Cinematic Approaches

Little Crusader was four years in the making and is shot on location in southern Italy —  Puglia, Calabria, Sardinia — real places the Crusaders passed through on their journey. “Brindisi was the harbor where the Crusades sailed off to the Holy Land, so Italy was an obvious choice. I also really liked the natural light there.” 

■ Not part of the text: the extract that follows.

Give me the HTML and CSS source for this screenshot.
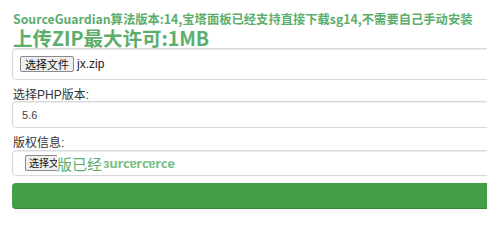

In the early part of the film, you get the feeling the father is right behind his son, and will catch up at any moment. But eventually, as the son fades from memory, the father becomes our main focus. “The closer the father gets to the son,” Kadrnka explains, “the greater the distance between them. It’s like in a dream, when you’re trying to reach someone and they’re so close you can almost touch them, but then you realize they’re actually getting farther and farther away. This feeling of elusiveness was very important to me. I tried to express it with space too, in the father’s mental landscape. The first part of the film takes place in very contained surroundings, we don’t see the sky. Eventually it opens up into wider spaces, and in the end we’re in the desert.”

This also involved some clear choices in Kadrnka’s cinematic approach, for instance shooting in the 4:3 format. “I wanted to create a tunnel effect that would highlight the father’s inner state, especially his loneliness,” the director says. “I deliberately left more space over his head, as if he were carrying a heavy load on his shoulders.” Kadrnka continues: “Everything in the film is in motion: the son, the father, and the myth. I deliberately chose stillness in order to create internal intensity. Silence and stillness set the viewer’s mind in motion. That’s what I’m aiming for. The viewer’s perception is what  liberates the filmmaker.”

The film’s still pacing and the protagonist’s journey are underlaid with a haunting, highly cinematic string composition by overlooked composers Irena Havlová and Vojtěch Havel. When asked to describe the feel of the film himself, Kadrnka waxes poetic: “Serene, quiet, and naive. It is told with a wind in a drapery.”

The director is currently preparing to make his third film, he reveals. “My new project is called Saving the One Who Was Dead, completing a loose trilogy on the theme of ‘the absence of a loved one.’ That’s all I know for now. I work first and think later.”